━━ RECORDS FOR THE EXERCISE
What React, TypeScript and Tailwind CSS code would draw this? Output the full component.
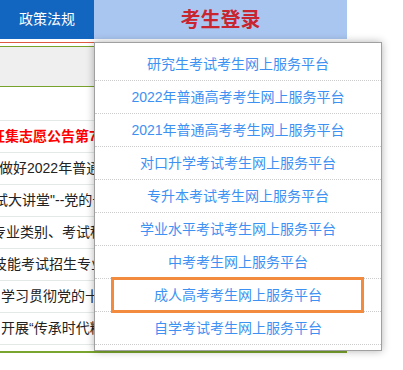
const news = [
  { text: '', red: false, shift: 0 },
  { text: '征集志愿公告第7号', red: true, shift: -9 },
  { text: '做好2022年普通高校招生录取工作的通知', red: false, shift: -1 },
  { text: '试大讲堂"--党的十九届六中全会精神', red: false, shift: -6 },
  { text: '专业类别、考试科目及分值', red: false, shift: -8 },
  { text: '技能考试招生专业目录', red: false, shift: -7 },
  { text: '学习贯彻党的十九届六中全会精神', red: false, shift: 1 },
  { text: '开展“传承时代精神”主题活动', red: false, shift: 1 },
]

const platforms = [
  '研究生考试考生网上服务平台',
  '2022年普通高考考生网上服务平台',
  '2021年普通高考考生网上服务平台',
  '对口升学考试考生网上服务平台',
  '专升本考试考生网上服务平台',
  '学业水平考试考生网上服务平台',
  '中考考生网上服务平台',
  '成人高考考生网上服务平台',
  '自学考试考生网上服务平台',
]

export default function App() {
  return (
    <div className="relative w-[403px] h-[370px] overflow-hidden bg-white font-['Liberation_Sans','Noto_Sans_CJK_SC',sans-serif]">
      <div className="w-[347px]">
        <div className="flex h-[39px]">
          <div className="w-[94px] flex items-center justify-center bg-[#1266bf] text-white text-[14px]">政策法规</div>
          <div className="flex-1 flex items-center justify-center bg-[#a9c6f0] text-[#c9252f] text-[20px] font-bold">考生登录</div>
        </div>
        <div className="h-[3px]" />
        <div className="h-px bg-[#de5a40]" />
        <div className="h-[3px]" />
        <div className="h-[41px] bg-[#efefef] border-y border-[#77a22c]" />
        <div className="pt-[2px]">
          {news.map((n, i) => (
            <div key={i} className="h-[32px] border-b border-[#e3e9e7] flex items-center overflow-hidden whitespace-nowrap">
              <span
                className={n.red ? 'text-[14px] font-bold text-[#ff0000]' : 'text-[14px] text-[#222]'}
                style={{ marginLeft: n.shift }}
              >
                {n.text}
              </span>
            </div>
          ))}
        </div>
        <div className="mt-[6px] h-[2px] bg-[#7aa52f]" />
      </div>

      <div className="absolute left-[94px] top-[42px] w-[288px] bg-white border border-[#a0a0a0] shadow-[0_0_8px_rgba(0,0,0,0.3)] pt-[5px] pb-[5px]">
        {platforms.map((p, i) => (
          <div key={p} className="relative h-[33px] border-b border-dotted border-[#cccccc] flex items-center justify-center text-[14px] text-[#3d91f2]">
            {p}
            {i === 7 && (
              <span className="absolute left-[16px] right-[17px] -top-[2px] -bottom-[2px] border-[3px] border-[#f28b3d]" />
            )}
          </div>
        ))}
      </div>
    </div>
  )
}
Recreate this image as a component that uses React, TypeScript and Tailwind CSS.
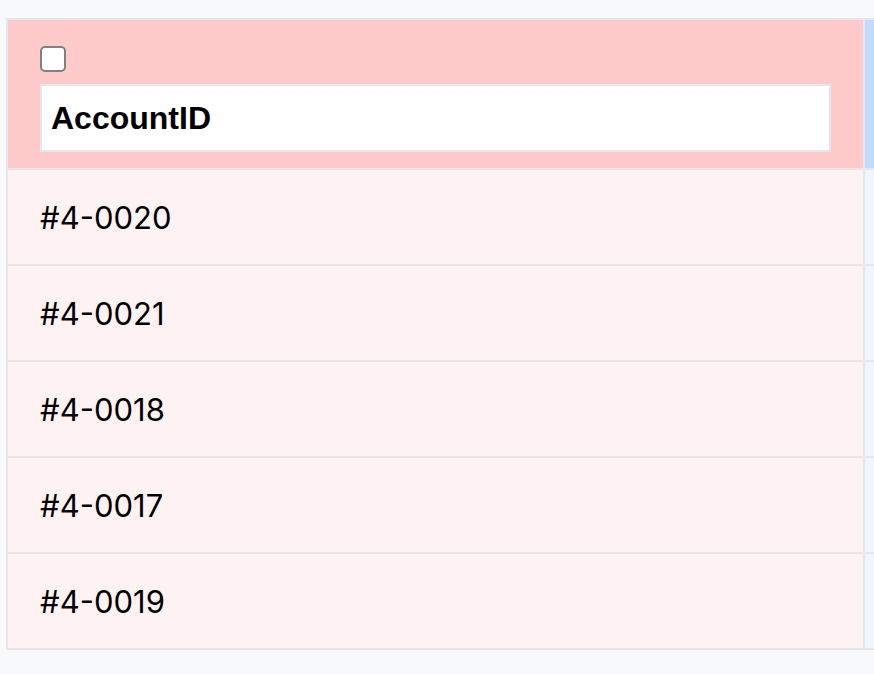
import React from "react";

const rows = ["#4-0020", "#4-0021", "#4-0018", "#4-0017", "#4-0019"];

export default function App() {
  return (
    <div className="min-h-[674px] w-[874px] overflow-hidden bg-[#f8f9fb] pt-[18px] pl-[6px]">
      <div className="w-[900px] border-2 border-r-0 border-[#e5e7eb] flex">
        <div className="w-[857px] shrink-0 border-r-2 border-[#e5e7eb]">
          <div className="bg-[#fecaca] h-[150px] px-[32px] pt-[26px] border-b-2 border-[#e5e7eb] flex flex-col">
            <input
              type="checkbox"
              className="appearance-none w-[26px] h-[26px] border-2 border-[#808080] rounded-[5px] bg-white block"
            />
            <div className="mt-[12px] h-[68px] border-2 border-[#e5e7eb] bg-white flex items-center pl-[9px]">
              <span className="text-[32px] font-bold text-black font-['Liberation_Sans',Arial,sans-serif] leading-none">
                AccountID
              </span>
            </div>
          </div>
          {rows.map((r, i) => (
            <div
              key={r}
              className={`bg-[#fef2f2] px-[32px] flex items-center ${i < rows.length - 1 ? "h-[96px] border-b-2 border-[#e5e7eb]" : "h-[94px]"}`}
            >
              <span className="text-[31px] text-black font-['Inter',sans-serif] leading-none">{r}</span>
            </div>
          ))}
        </div>
        <div className="flex-1">
          <div className="bg-[#bfdbfe] h-[150px] border-b-2 border-[#e5e7eb]"></div>
          {rows.map((r, i) => (
            <div
              key={r}
              className={`bg-[#eff6ff] ${i < rows.length - 1 ? "h-[96px] border-b-2 border-[#e5e7eb]" : "h-[94px]"}`}
            ></div>
          ))}
        </div>
      </div>
    </div>
  );
}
━━━━
:: WHAT IS REQUIRED ::
Give back the whole listing as it stands, minus its pictures.

:: THE OUTPUT ::
What React, TypeScript and Tailwind CSS code would draw this? Output the full component.
const news = [
  { text: '', red: false, shift: 0 },
  { text: '征集志愿公告第7号', red: true, shift: -9 },
  { text: '做好2022年普通高校招生录取工作的通知', red: false, shift: -1 },
  { text: '试大讲堂"--党的十九届六中全会精神', red: false, shift: -6 },
  { text: '专业类别、考试科目及分值', red: false, shift: -8 },
  { text: '技能考试招生专业目录', red: false, shift: -7 },
  { text: '学习贯彻党的十九届六中全会精神', red: false, shift: 1 },
  { text: '开展“传承时代精神”主题活动', red: false, shift: 1 },
]

const platforms = [
  '研究生考试考生网上服务平台',
  '2022年普通高考考生网上服务平台',
  '2021年普通高考考生网上服务平台',
  '对口升学考试考生网上服务平台',
  '专升本考试考生网上服务平台',
  '学业水平考试考生网上服务平台',
  '中考考生网上服务平台',
  '成人高考考生网上服务平台',
  '自学考试考生网上服务平台',
]

export default function App() {
  return (
    <div className="relative w-[403px] h-[370px] overflow-hidden bg-white font-['Liberation_Sans','Noto_Sans_CJK_SC',sans-serif]">
      <div className="w-[347px]">
        <div className="flex h-[39px]">
          <div className="w-[94px] flex items-center justify-center bg-[#1266bf] text-white text-[14px]">政策法规</div>
          <div className="flex-1 flex items-center justify-center bg-[#a9c6f0] text-[#c9252f] text-[20px] font-bold">考生登录</div>
        </div>
        <div className="h-[3px]" />
        <div className="h-px bg-[#de5a40]" />
        <div className="h-[3px]" />
        <div className="h-[41px] bg-[#efefef] border-y border-[#77a22c]" />
        <div className="pt-[2px]">
          {news.map((n, i) => (
            <div key={i} className="h-[32px] border-b border-[#e3e9e7] flex items-center overflow-hidden whitespace-nowrap">
              <span
                className={n.red ? 'text-[14px] font-bold text-[#ff0000]' : 'text-[14px] text-[#222]'}
                style={{ marginLeft: n.shift }}
              >
                {n.text}
              </span>
            </div>
          ))}
        </div>
        <div className="mt-[6px] h-[2px] bg-[#7aa52f]" />
      </div>

      <div className="absolute left-[94px] top-[42px] w-[288px] bg-white border border-[#a0a0a0] shadow-[0_0_8px_rgba(0,0,0,0.3)] pt-[5px] pb-[5px]">
        {platforms.map((p, i) => (
          <div key={p} className="relative h-[33px] border-b border-dotted border-[#cccccc] flex items-center justify-center text-[14px] text-[#3d91f2]">
            {p}
            {i === 7 && (
              <span className="absolute left-[16px] right-[17px] -top-[2px] -bottom-[2px] border-[3px] border-[#f28b3d]" />
            )}
          </div>
        ))}
      </div>
    </div>
  )
}
Recreate this image as a component that uses React, TypeScript and Tailwind CSS.
import React from "react";

const rows = ["#4-0020", "#4-0021", "#4-0018", "#4-0017", "#4-0019"];

export default function App() {
  return (
    <div className="min-h-[674px] w-[874px] overflow-hidden bg-[#f8f9fb] pt-[18px] pl-[6px]">
      <div className="w-[900px] border-2 border-r-0 border-[#e5e7eb] flex">
        <div className="w-[857px] shrink-0 border-r-2 border-[#e5e7eb]">
          <div className="bg-[#fecaca] h-[150px] px-[32px] pt-[26px] border-b-2 border-[#e5e7eb] flex flex-col">
            <input
              type="checkbox"
              className="appearance-none w-[26px] h-[26px] border-2 border-[#808080] rounded-[5px] bg-white block"
            />
            <div className="mt-[12px] h-[68px] border-2 border-[#e5e7eb] bg-white flex items-center pl-[9px]">
              <span className="text-[32px] font-bold text-black font-['Liberation_Sans',Arial,sans-serif] leading-none">
                AccountID
              </span>
            </div>
          </div>
          {rows.map((r, i) => (
            <div
              key={r}
              className={`bg-[#fef2f2] px-[32px] flex items-center ${i < rows.length - 1 ? "h-[96px] border-b-2 border-[#e5e7eb]" : "h-[94px]"}`}
            >
              <span className="text-[31px] text-black font-['Inter',sans-serif] leading-none">{r}</span>
            </div>
          ))}
        </div>
        <div className="flex-1">
          <div className="bg-[#bfdbfe] h-[150px] border-b-2 border-[#e5e7eb]"></div>
          {rows.map((r, i) => (
            <div
              key={r}
              className={`bg-[#eff6ff] ${i < rows.length - 1 ? "h-[96px] border-b-2 border-[#e5e7eb]" : "h-[94px]"}`}
            ></div>
          ))}
        </div>
      </div>
    </div>
  );
}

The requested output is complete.